Anholt Offshore Wind Farm in Denmark with an installed capacity of 400 MW.(Orsted)
Anholt Offshore Wind Farm in Denmark with an installed capacity of 400 MW.(Orsted)

Having started out as the Danish state-owned fossil fuel company Dong Energy, Orsted has undergone a dramatic transformation over the past decade, becoming the world’s largest offshore wind farm developer with a 25 percent market share. Its green energy share in power and heat production has surged from 17 percent in 2006 to 90 percent in 2020, and it aims to go carbon neutral by 2025. It was ranked the world’s most sustainable energy company on the Corporate Knights Global 100 Index for three years in a row.

Making sweeping changes to its existing business portfolio to become a pioneer in green transitions was not a “no-brainer,” Bausenwein said, especially at a time when offshore wind was still expensive and there were not enough reliable suppliers.

“It’s never easy to make significant changes to your business, especially when you’ve been good at doing it for so long,” he said, adding that the first step was to “create awareness of the longer-term challenges to the fossil fuel business” and assess opportunities in the renewable energy market.”

Since Orsted built the world’s first offshore wind farm in 1991, it has installed more than 1,600 wind turbines in the sea worldwide, with offshore wind projects constructed and under construction amounting to around 9.9 gigawatts. 

Walney Extension Offshore Wind Farm in the United Kingdom with an installed capacity of 659 MW.(Orsted)
Walney Extension Offshore Wind Farm in the United Kingdom with an installed capacity of 659 MW.(Orsted)

For Korea, offshore wind power could be a “strong alterative,” he said, noting that wind power is more energy efficient than solar power and that Korea has limited land and relies heavily on fossil fuels.
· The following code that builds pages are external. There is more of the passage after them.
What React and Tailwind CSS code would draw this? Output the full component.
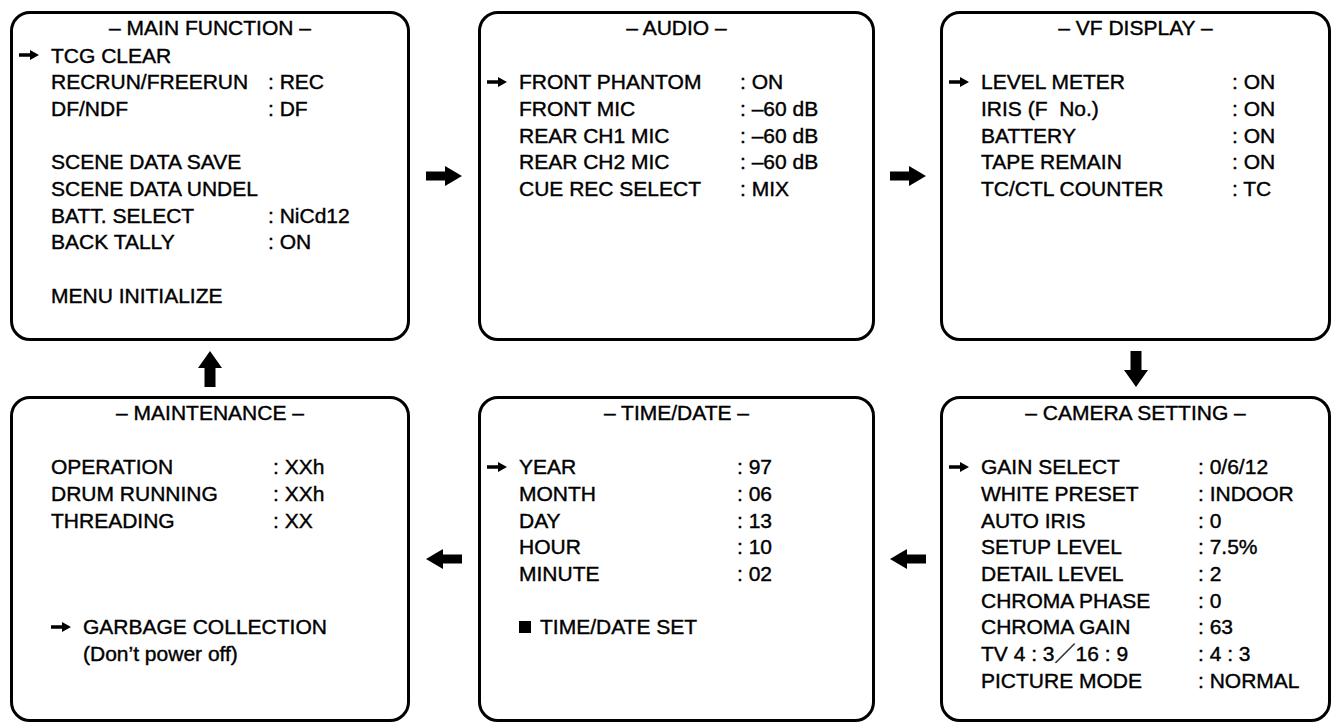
import React from 'react';

const Pointer = () => (
  <svg width="20" height="10" viewBox="0 0 20 10" className="shrink-0">
    <path d="M0 3.2h11V0l9 5-9 5V6.8H0z" fill="black" />
  </svg>
);

const BigRight = () => (
  <svg width="36" height="20" viewBox="0 0 36 20">
    <path d="M0 5.5h19V0l17 10-17 10v-5.5H0z" fill="black" />
  </svg>
);

const BigLeft = () => (
  <svg width="36" height="20" viewBox="0 0 36 20">
    <path d="M36 5.5H17V0L0 10l17 10v-5.5h19z" fill="black" />
  </svg>
);

const BigDown = () => (
  <svg width="24" height="36" viewBox="0 0 24 36">
    <path d="M6.5 0h11v19h6.5L12 36 0 19h6.5z" fill="black" />
  </svg>
);

const BigUp = () => (
  <svg width="24" height="36" viewBox="0 0 24 36">
    <path d="M12 0l12 17h-6.5v19h-11V17H0z" fill="black" />
  </svg>
);

const Blank = () => <div className="h-[26.7px]" />;

// one menu row: pointer slot, label column, value
const Row = ({ on, label, value, lw }) => (
  <div className="flex h-[26.7px] items-center whitespace-pre">
    <div className="flex w-[38px] shrink-0 items-center pl-[6px]">{on && <Pointer />}</div>
    <div style={{ width: lw }} className="shrink-0">{label}</div>
    {value != null && <div>: {value}</div>}
  </div>
);

const Box = ({ title, children }) => (
  <div className="flex h-full flex-col rounded-[20px] border-[3px] border-black">
    <div className="h-[28px] text-center leading-[28px]">– {title} –</div>
    {children}
  </div>
);

export default function App() {
  return (
    <div className="grid h-[725px] w-[1333px] grid-cols-[400px_68px_397px_65px_391px] grid-rows-[330px_55px_326px] bg-white pl-[10px] pt-[11px] font-['Liberation_Sans','Noto_Sans_CJK_JP',sans-serif] text-[21px] text-black [-webkit-text-stroke:0.4px_black]">
      {/* top row */}
      <Box title="MAIN FUNCTION">
        <Row on label="TCG CLEAR" lw={217} />
        <Row label="RECRUN/FREERUN" value="REC" lw={217} />
        <Row label="DF/NDF" value="DF" lw={217} />
        <Blank />
        <Row label="SCENE DATA SAVE" lw={217} />
        <Row label="SCENE DATA UNDEL" lw={217} />
        <Row label="BATT. SELECT" value="NiCd12" lw={217} />
        <Row label="BACK TALLY" value="ON" lw={217} />
        <Blank />
        <Row label="MENU INITIALIZE" lw={217} />
      </Box>
      <div className="flex items-center justify-center">
        <BigRight />
      </div>
      <Box title="AUDIO">
        <Blank />
        <Row on label="FRONT PHANTOM" value="ON" lw={221} />
        <Row label="FRONT MIC" value="–60 dB" lw={221} />
        <Row label="REAR CH1 MIC" value="–60 dB" lw={221} />
        <Row label="REAR CH2 MIC" value="–60 dB" lw={221} />
        <Row label="CUE REC SELECT" value="MIX" lw={221} />
      </Box>
      <div className="flex items-center justify-center">
        <BigRight />
      </div>
      <Box title="VF DISPLAY">
        <Blank />
        <Row on label="LEVEL METER" value="ON" lw={251} />
        <Row label="IRIS (F  No.)" value="ON" lw={251} />
        <Row label="BATTERY" value="ON" lw={251} />
        <Row label="TAPE REMAIN" value="ON" lw={251} />
        <Row label="TC/CTL COUNTER" value="TC" lw={251} />
      </Box>

      {/* links between rows */}
      <div className="flex items-center justify-center">
        <BigUp />
      </div>
      <div />
      <div />
      <div />
      <div className="flex items-center justify-center">
        <BigDown />
      </div>

      {/* bottom row */}
      <Box title="MAINTENANCE">
        <Blank />
        <Row label="OPERATION" value="XXh" lw={222} />
        <Row label="DRUM RUNNING" value="XXh" lw={222} />
        <Row label="THREADING" value="XX" lw={222} />
        <Blank />
        <Blank />
        <Blank />
        <div className="flex h-[26.7px] items-center pl-[38px]">
          <Pointer />
          <span className="ml-[12px]">GARBAGE COLLECTION</span>
        </div>
        <div className="h-[26.7px] pl-[70px] leading-[26.7px]">(Don’t power off)</div>
      </Box>
      <div className="flex items-center justify-center">
        <BigLeft />
      </div>
      <Box title="TIME/DATE">
        <Blank />
        <Row on label="YEAR" value="97" lw={218} />
        <Row label="MONTH" value="06" lw={218} />
        <Row label="DAY" value="13" lw={218} />
        <Row label="HOUR" value="10" lw={218} />
        <Row label="MINUTE" value="02" lw={218} />
        <Blank />
        <div className="flex h-[26.7px] items-center pl-[38px]">
          <div className="h-[12px] w-[12px] bg-black" />
          <span className="ml-[9px]">TIME/DATE SET</span>
        </div>
      </Box>
      <div className="flex items-center justify-center">
        <BigLeft />
      </div>
      <Box title="CAMERA SETTING">
        <Blank />
        <Row on label="GAIN SELECT" value="0/6/12" lw={217} />
        <Row label="WHITE PRESET" value="INDOOR" lw={217} />
        <Row label="AUTO IRIS" value="0" lw={217} />
        <Row label="SETUP LEVEL" value="7.5%" lw={217} />
        <Row label="DETAIL LEVEL" value="2" lw={217} />
        <Row label="CHROMA PHASE" value="0" lw={217} />
        <Row label="CHROMA GAIN" value="63" lw={217} />
        <Row label="TV 4 : 3／16 : 9" value="4 : 3" lw={217} />
        <Row label="PICTURE MODE" value="NORMAL" lw={217} />
      </Box>
    </div>
  );
}
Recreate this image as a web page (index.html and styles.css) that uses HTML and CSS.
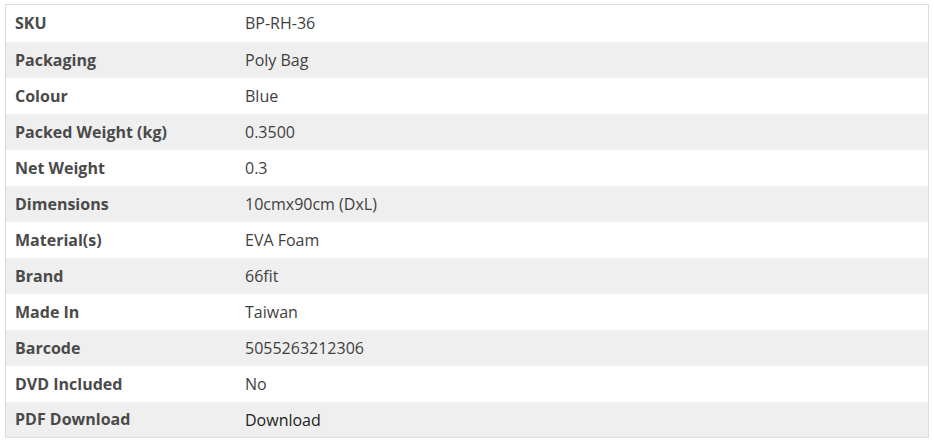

In Korea, Orsted wants to develop some 1.6 gigawatts of offshore wind in waters off Incheon to provide clean power to 1.4 million Korean households per year, with commissioning of the facilities expected to take place in 2026 or 2027. 

The project could cut about 4 million metric tons of carbon dioxide annually, which is the equivalent of taking 1.9 million cars off the road, according to Orsted.

“Moreover, the Incheon project, a flagship of its kind for Korea, will bring multitrillion won of investment, generate economic activities, and create high-quality jobs,” he said.

This comes in line with the Korean government’s ambitious plan to install 12 gigawatts of offshore wind capacity by 2030 as the coal-reliant country seeks to shift away from fossil fuels and increase the use of renewable energy to 20 percent of all the electricity it generates by 2030. Joining the global fight against climate change, Korea, the world’s seventh-largest carbon dioxide emitter, also pledged to reach net zero emissions by 2050.

Seeing the high potential for offshore wind projects beyond Incheon, Orsted is accelerating its move to build long-term, sustainable partnerships with local companies.

Last week, the energy firm signed a memorandum of understanding with the country’s biggest steelmaker, Posco, that would “support the development” of the Incheon offshore wind projects. The two firms also agreed to conduct feasibility studies on collaboration on renewable hydrogen.

Orsted is ready to work with local partners and supply chains not only to contribute to Korea’s energy transition but also to create an entire ecosystem to bring economic benefits and access to green energy to companies in need, Bausenwein added.